_Exercise_
Transcribe the lines below verbatim, skipping the images.

_Information shown_
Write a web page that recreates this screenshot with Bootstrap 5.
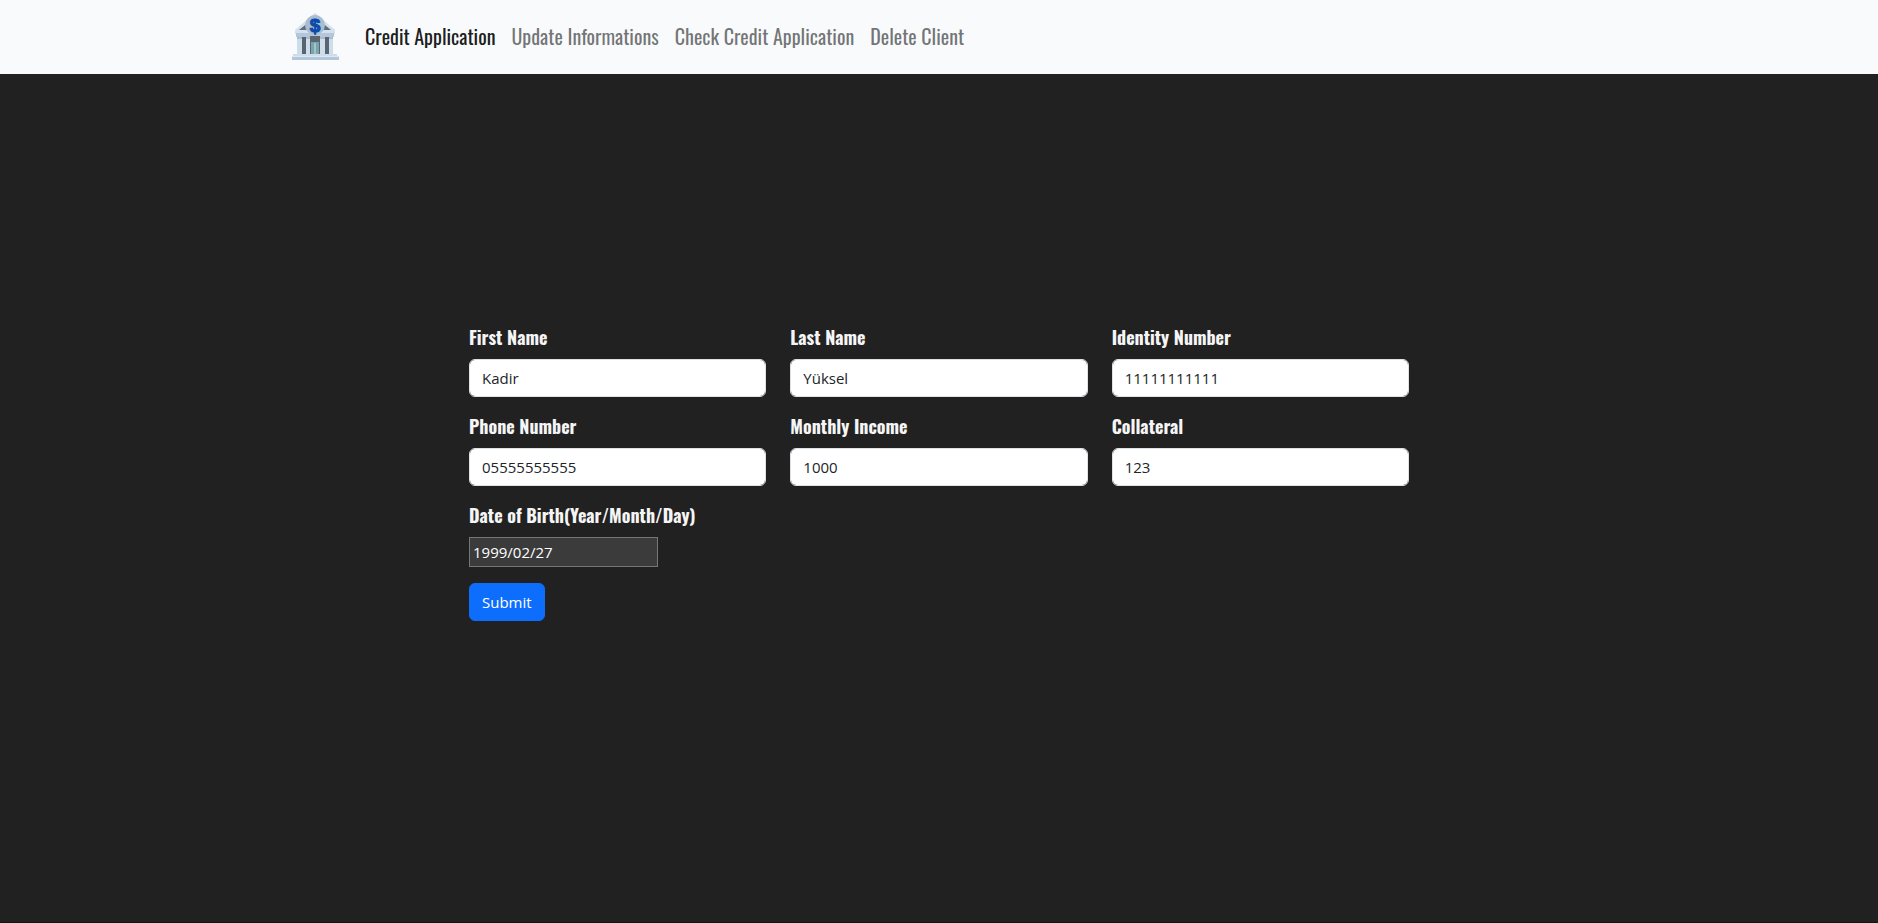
<!DOCTYPE html>
<html lang="en">
<head>
<meta charset="utf-8">
<meta name="viewport" content="width=device-width, initial-scale=1">
<title>Credit Application</title>
<link href="https://cdn.jsdelivr.net/npm/bootstrap@5.3.0/dist/css/bootstrap.min.css" rel="stylesheet">
<style>
  body { background: #212121; font-family: "Open Sans", "Noto Sans", sans-serif; }
  .page { min-height: 100vh; border-bottom: 1px solid #121212; }
  .site-nav { background: #f8fafc; }
  .site-nav .navbar-brand { padding: 4px 0; }
  .site-nav .nav-link, .form-label { font-family: Oswald, "Liberation Sans Narrow", "Roboto Condensed", sans-serif; }
  .site-nav .nav-link { padding-top: 7px; padding-bottom: 9px; font-size: 20px; line-height: 30px; color: rgba(0, 0, 0, .55); }
  .site-nav .nav-link.active { color: rgba(0, 0, 0, .9); }
  .form-area { max-width: 964px; padding-top: 250px; }
  .form-label { font-size: 18px; line-height: 27px; font-weight: 700; color: #f5f5f5; }
  .form-control, .btn { font-size: 15px; line-height: 24px; }
  .date-input { width: 189px; height: 30px; padding: 1px 3px; font-size: 15px; color: #fff; background: #3b3b3b; border: 1px solid #767676; }
</style>
</head>
<body>
<div class="page">
  <nav class="navbar navbar-expand-lg site-nav">
    <div class="container">
      <a class="navbar-brand" href="#" aria-label="Home">
        <svg class="d-block" width="50" height="50" viewBox="0 0 50 50" aria-hidden="true">
          <path d="M4 18 24 1l20 17z" fill="#d3dfec"/>
          <path d="M8 18 24 5l16 13z" fill="#5f6e7b"/>
          <path d="M4 18h40v4H4z" fill="#d5e1ee"/>
          <path d="M5 21h38v4H5z" fill="#b4c6d9"/>
          <path d="M6 25h36v18H6z" fill="#bdcddd"/>
          <path d="M11 25h4v17h-4zM34 25h4v17h-4z" fill="#566571"/>
          <path d="M19 24h10v18H19z" fill="#5d6670"/>
          <path d="M20 30h8v12h-8z" fill="#78a5ae"/>
          <path d="M23 31h2v11h-2z" fill="#9dc6c9"/>
          <path d="M6 25h5v17H6zM15 25h4v17h-4zM29 25h5v17h-5zM38 25h4v17h-4z" fill="#cfdcea"/>
          <path d="M6 25h5v2H6zM15 25h4v2h-4zM29 25h5v2h-5zM38 25h4v2h-4z" fill="#a9bccf"/>
          <path d="M2 42h44v3H2z" fill="#cfdcea"/>
          <path d="M1 44h47v4H1z" fill="#b4c6d9"/>
          <path d="M1 44h47v1H1z" fill="#dce7f1"/>
          <circle cx="24" cy="13" r="10" fill="#a9bfd1"/>
          <text x="24" y="20" text-anchor="middle" font-family="Liberation Sans, sans-serif" font-weight="700" font-size="19" fill="#0d4bab" stroke="#0d4bab">$</text>
        </svg>
      </a>
      <button class="navbar-toggler" type="button" data-bs-toggle="collapse" data-bs-target="#mainNav" aria-controls="mainNav" aria-expanded="false" aria-label="Toggle navigation"><span class="navbar-toggler-icon"></span></button>
      <div class="collapse navbar-collapse" id="mainNav">
        <ul class="navbar-nav">
          <li class="nav-item"><a class="nav-link active" aria-current="page" href="#">Credit Application</a></li>
          <li class="nav-item"><a class="nav-link" href="#">Update Informations</a></li>
          <li class="nav-item"><a class="nav-link" href="#">Check Credit Application</a></li>
          <li class="nav-item"><a class="nav-link" href="#">Delete Client</a></li>
        </ul>
      </div>
    </div>
  </nav>
  <main class="form-area container-fluid">
    <form class="row gy-3 gx-4 mt-0">
      <div class="col-md-4 mt-0"><label class="form-label mb-2 d-block" for="firstName">First Name</label><input class="form-control" id="firstName" type="text" value="Kadir"></div>
      <div class="col-md-4 mt-0"><label class="form-label mb-2 d-block" for="lastName">Last Name</label><input class="form-control" id="lastName" type="text" value="Yüksel"></div>
      <div class="col-md-4 mt-0"><label class="form-label mb-2 d-block" for="identity">Identity Number</label><input class="form-control" id="identity" type="text" value="11111111111"></div>
      <div class="col-md-4"><label class="form-label mb-2 d-block" for="phone">Phone Number</label><input class="form-control" id="phone" type="text" value="05555555555"></div>
      <div class="col-md-4"><label class="form-label mb-2 d-block" for="income">Monthly Income</label><input class="form-control" id="income" type="text" value="1000"></div>
      <div class="col-md-4"><label class="form-label mb-2 d-block" for="collateral">Collateral</label><input class="form-control" id="collateral" type="text" value="123"></div>
      <div class="col-12"><label class="form-label mb-2 d-block" for="birth">Date of Birth(Year/Month/Day)</label><input class="date-input d-block" id="birth" type="text" value="1999/02/27"></div>
      <div class="col-12"><button class="btn btn-primary" type="submit">Submit</button></div>
    </form>
  </main>
</div>
<script src="https://cdn.jsdelivr.net/npm/bootstrap@5.3.0/dist/js/bootstrap.bundle.min.js"></script>
</body>
</html>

_Answer below_
Write a web page that recreates this screenshot with Bootstrap 5.
<!DOCTYPE html>
<html lang="en">
<head>
<meta charset="utf-8">
<meta name="viewport" content="width=device-width, initial-scale=1">
<title>Credit Application</title>
<link href="https://cdn.jsdelivr.net/npm/bootstrap@5.3.0/dist/css/bootstrap.min.css" rel="stylesheet">
<style>
  body { background: #212121; font-family: "Open Sans", "Noto Sans", sans-serif; }
  .page { min-height: 100vh; border-bottom: 1px solid #121212; }
  .site-nav { background: #f8fafc; }
  .site-nav .navbar-brand { padding: 4px 0; }
  .site-nav .nav-link, .form-label { font-family: Oswald, "Liberation Sans Narrow", "Roboto Condensed", sans-serif; }
  .site-nav .nav-link { padding-top: 7px; padding-bottom: 9px; font-size: 20px; line-height: 30px; color: rgba(0, 0, 0, .55); }
  .site-nav .nav-link.active { color: rgba(0, 0, 0, .9); }
  .form-area { max-width: 964px; padding-top: 250px; }
  .form-label { font-size: 18px; line-height: 27px; font-weight: 700; color: #f5f5f5; }
  .form-control, .btn { font-size: 15px; line-height: 24px; }
  .date-input { width: 189px; height: 30px; padding: 1px 3px; font-size: 15px; color: #fff; background: #3b3b3b; border: 1px solid #767676; }
</style>
</head>
<body>
<div class="page">
  <nav class="navbar navbar-expand-lg site-nav">
    <div class="container">
      <a class="navbar-brand" href="#" aria-label="Home">
        <svg class="d-block" width="50" height="50" viewBox="0 0 50 50" aria-hidden="true">
          <path d="M4 18 24 1l20 17z" fill="#d3dfec"/>
          <path d="M8 18 24 5l16 13z" fill="#5f6e7b"/>
          <path d="M4 18h40v4H4z" fill="#d5e1ee"/>
          <path d="M5 21h38v4H5z" fill="#b4c6d9"/>
          <path d="M6 25h36v18H6z" fill="#bdcddd"/>
          <path d="M11 25h4v17h-4zM34 25h4v17h-4z" fill="#566571"/>
          <path d="M19 24h10v18H19z" fill="#5d6670"/>
          <path d="M20 30h8v12h-8z" fill="#78a5ae"/>
          <path d="M23 31h2v11h-2z" fill="#9dc6c9"/>
          <path d="M6 25h5v17H6zM15 25h4v17h-4zM29 25h5v17h-5zM38 25h4v17h-4z" fill="#cfdcea"/>
          <path d="M6 25h5v2H6zM15 25h4v2h-4zM29 25h5v2h-5zM38 25h4v2h-4z" fill="#a9bccf"/>
          <path d="M2 42h44v3H2z" fill="#cfdcea"/>
          <path d="M1 44h47v4H1z" fill="#b4c6d9"/>
          <path d="M1 44h47v1H1z" fill="#dce7f1"/>
          <circle cx="24" cy="13" r="10" fill="#a9bfd1"/>
          <text x="24" y="20" text-anchor="middle" font-family="Liberation Sans, sans-serif" font-weight="700" font-size="19" fill="#0d4bab" stroke="#0d4bab">$</text>
        </svg>
      </a>
      <button class="navbar-toggler" type="button" data-bs-toggle="collapse" data-bs-target="#mainNav" aria-controls="mainNav" aria-expanded="false" aria-label="Toggle navigation"><span class="navbar-toggler-icon"></span></button>
      <div class="collapse navbar-collapse" id="mainNav">
        <ul class="navbar-nav">
          <li class="nav-item"><a class="nav-link active" aria-current="page" href="#">Credit Application</a></li>
          <li class="nav-item"><a class="nav-link" href="#">Update Informations</a></li>
          <li class="nav-item"><a class="nav-link" href="#">Check Credit Application</a></li>
          <li class="nav-item"><a class="nav-link" href="#">Delete Client</a></li>
        </ul>
      </div>
    </div>
  </nav>
  <main class="form-area container-fluid">
    <form class="row gy-3 gx-4 mt-0">
      <div class="col-md-4 mt-0"><label class="form-label mb-2 d-block" for="firstName">First Name</label><input class="form-control" id="firstName" type="text" value="Kadir"></div>
      <div class="col-md-4 mt-0"><label class="form-label mb-2 d-block" for="lastName">Last Name</label><input class="form-control" id="lastName" type="text" value="Yüksel"></div>
      <div class="col-md-4 mt-0"><label class="form-label mb-2 d-block" for="identity">Identity Number</label><input class="form-control" id="identity" type="text" value="11111111111"></div>
      <div class="col-md-4"><label class="form-label mb-2 d-block" for="phone">Phone Number</label><input class="form-control" id="phone" type="text" value="05555555555"></div>
      <div class="col-md-4"><label class="form-label mb-2 d-block" for="income">Monthly Income</label><input class="form-control" id="income" type="text" value="1000"></div>
      <div class="col-md-4"><label class="form-label mb-2 d-block" for="collateral">Collateral</label><input class="form-control" id="collateral" type="text" value="123"></div>
      <div class="col-12"><label class="form-label mb-2 d-block" for="birth">Date of Birth(Year/Month/Day)</label><input class="date-input d-block" id="birth" type="text" value="1999/02/27"></div>
      <div class="col-12"><button class="btn btn-primary" type="submit">Submit</button></div>
    </form>
  </main>
</div>
<script src="https://cdn.jsdelivr.net/npm/bootstrap@5.3.0/dist/js/bootstrap.bundle.min.js"></script>
</body>
</html>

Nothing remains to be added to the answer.